GIVEN PROBLEM
Select, from the material below, each line with "React" in it.

___ INFORMATION PROVIDED

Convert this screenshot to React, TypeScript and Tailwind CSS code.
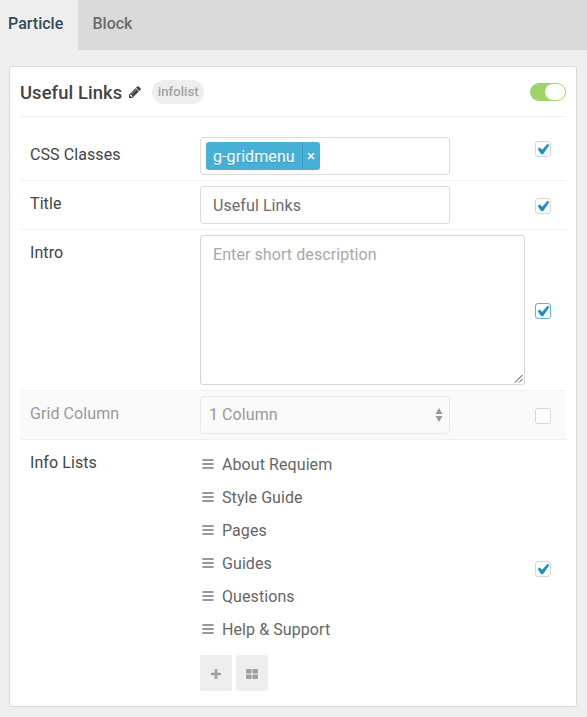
import React from "react";

const links = ["About Requiem", "Style Guide", "Pages", "Guides", "Questions", "Help & Support"];

function Check({ on = true, focus = false }: { on?: boolean; focus?: boolean }) {
  return (
    <span
      className={
        "flex h-4 w-4 shrink-0 items-center justify-center rounded-[3px] border bg-white " +
        (focus ? "border-[#68b0d8]" : "border-[#d5d5d5]")
      }
    >
      {on && (
        <svg
          viewBox="0 0 20 20"
          className="mr-[2px] h-[21px] w-[21px] shrink-0"
          fill="#1e8cbe"
          stroke="#1e8cbe"
          strokeWidth="0.7"
        >
          <path d="M14.83 4.89l1.34.94-5.81 8.38H9.02L5.78 9.67l1.34-1.25 2.57 2.4z" />
        </svg>
      )}
    </span>
  );
}

function Label({ children }: { children: React.ReactNode }) {
  return <div className="w-[180px] shrink-0 pl-[10px] pt-[11px] leading-6">{children}</div>;
}

export default function App() {
  return (
    <div className="h-[717px] w-[587px] bg-[#efefef] font-['Roboto',sans-serif] text-base tracking-[0.08px] text-[#444]">
      <nav className="flex h-[50px] bg-[#dadada] font-medium leading-[48px] tracking-normal">
        <div className="w-[78px] bg-[#efefef] pl-2 text-[#314c59]">Particle</div>
        <div className="pl-[14.5px] text-[#6b6b6b]">Block</div>
      </nav>
      <main className="ml-[9px] mt-4 h-[641px] w-[568px] rounded-[3px] border border-[#d9d9d9] bg-white px-[10px]">
        <header className="flex h-[50px] items-center border-b border-[#eeeeee]">
          <h4 className="pt-[2px] text-[18.4px] font-medium">Useful Links</h4>
          <svg viewBox="0 0 1792 1792" className="ml-[6px] mt-px h-[14px] w-[14px]" fill="#444">
            <path d="M491 1536l91-91-235-235-91 91v107h128v128h107zm523-928q0-22-22-22-10 0-17 7l-542 542q-7 7-7 17 0 22 22 22 10 0 17-7l542-542q7-7 7-17zm-54-192l416 416-832 832h-416v-416zm683 96q0 53-37 90l-166 166-416-416 166-165q36-38 90-38 53 0 91 38l235 234q37 39 37 91z" />
          </svg>
          <span className="ml-[10px] flex h-6 w-[52px] items-center justify-center rounded-full bg-[#eeeeee] pt-px text-[13px] font-medium text-[#a2a2a2]">
            infolist
          </span>
          <span className="ml-auto flex h-[18px] w-9 items-center justify-end rounded-full bg-[#a0d468] pr-px">
            <span className="h-4 w-5 rounded-full bg-white" />
          </span>
        </header>

        <section className="flex h-16 border-b border-[#f2f2f2]">
          <div className="flex pt-[15px]"><Label>CSS Classes</Label></div>
          <div className="mt-5 flex h-[38px] w-[250px] items-center rounded-[3px] border border-[#dddddd] pl-[5px]">
            <div className="flex h-7 w-[114px] rounded-[3px] bg-[#48b0d7] leading-[30px] text-white">
              <span className="w-24 pl-[7px] [text-shadow:0_1px_0_rgba(0,0,0,0.2)]">g-gridmenu</span>
              <span className="flex-1 border-l border-[#3a9dc4] pr-px text-center text-[15px] leading-7">×</span>
            </div>
          </div>
          <div className="ml-[85px] mt-6"><Check /></div>
        </section>

        <section className="flex h-[49px] border-b border-[#f2f2f2]">
          <Label>Title</Label>
          <div className="mt-[5px] h-[38px] w-[250px] rounded-[3px] border border-[#dddddd] pl-3 leading-[38px] text-[#6b6b6b]">
            Useful Links
          </div>
          <div className="ml-[85px] mt-[17px]"><Check /></div>
        </section>

        <section className="flex h-[161px] border-b border-[#f2f2f2]">
          <Label>Intro</Label>
          <div className="mt-[5px] flex h-[150px] w-[325px] justify-between rounded-[3px] border border-[#d5d5d5] pl-3 pt-[7px] leading-6 text-[#a9a9a9]">
            Enter short description
            <svg viewBox="0 0 10 10" className="h-[10px] w-[10px] self-end" stroke="#444" fill="none">
              <path d="M1 8.5L8.5 1M5 8.5L8.5 5" />
            </svg>
          </div>
          <div className="ml-[10px] mt-[73px]"><Check focus /></div>
        </section>

        <section className="flex h-[49px] border-b border-[#f1f1f1] bg-[#fafafa] text-[#999]">
          <Label>Grid Column</Label>
          <div className="mt-[5px] flex h-[38px] w-[250px] items-center justify-between rounded-[5px] border border-[#e8e8e8] pl-2 pr-[6px]">
            1 Column
            <svg viewBox="0 0 8 14" className="h-[14px] w-2" fill="#999">
              <path d="M4 0L7.5 6H.5zM4 14L7.5 8H.5z" />
            </svg>
          </div>
          <div className="ml-[85px] mt-[17px]"><Check on={false} /></div>
        </section>

        <section className="flex">
          <Label>Info Lists</Label>
          <div className="w-[325px] pt-2 text-[#666]">
            {links.map((l) => (
              <div key={l} className="flex h-[33px] items-center">
                <svg viewBox="0 0 12 10" className="mb-[2px] ml-[2px] mr-2 h-[10px] w-3" fill="#999">
                  <path d="M.4 0h11.2v2H.4zM.4 4h11.2v2H.4zM.4 8h11.2v2H.4z" />
                </svg>
                {l}
              </div>
            ))}
            <div className="mt-[9px] flex gap-1">
              <button className="flex h-9 w-8 items-center justify-center rounded-[3px] bg-[#eeeeee]">
                <svg viewBox="0 0 10 10" className="mt-[2px] h-[10px] w-[10px]" fill="#a0a0a0">
                  <path d="M3.7 0h2.6v3.7H10v2.6H6.3V10H3.7V6.3H0V3.7h3.7z" />
                </svg>
              </button>
              <button className="flex h-9 w-8 items-center justify-center rounded-[3px] bg-[#eeeeee]">
                <svg viewBox="0 0 12 10" className="mt-[2px] h-[10px] w-3" fill="#a0a0a0">
                  <rect width="5.6" height="4.6" rx="1" />
                  <rect x="6.4" width="5.6" height="4.6" rx="1" />
                  <rect y="5.4" width="5.6" height="4.6" rx="1" />
                  <rect x="6.4" y="5.4" width="5.6" height="4.6" rx="1" />
                </svg>
              </button>
            </div>
          </div>
          <div className="ml-[10px] mt-[121px]"><Check /></div>
        </section>
      </main>
    </div>
  );
}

______

SOLUTION TO THIS PROBLEM
Convert this screenshot to React, TypeScript and Tailwind CSS code.
import React from "react";
function Label({ children }: { children: React.ReactNode }) {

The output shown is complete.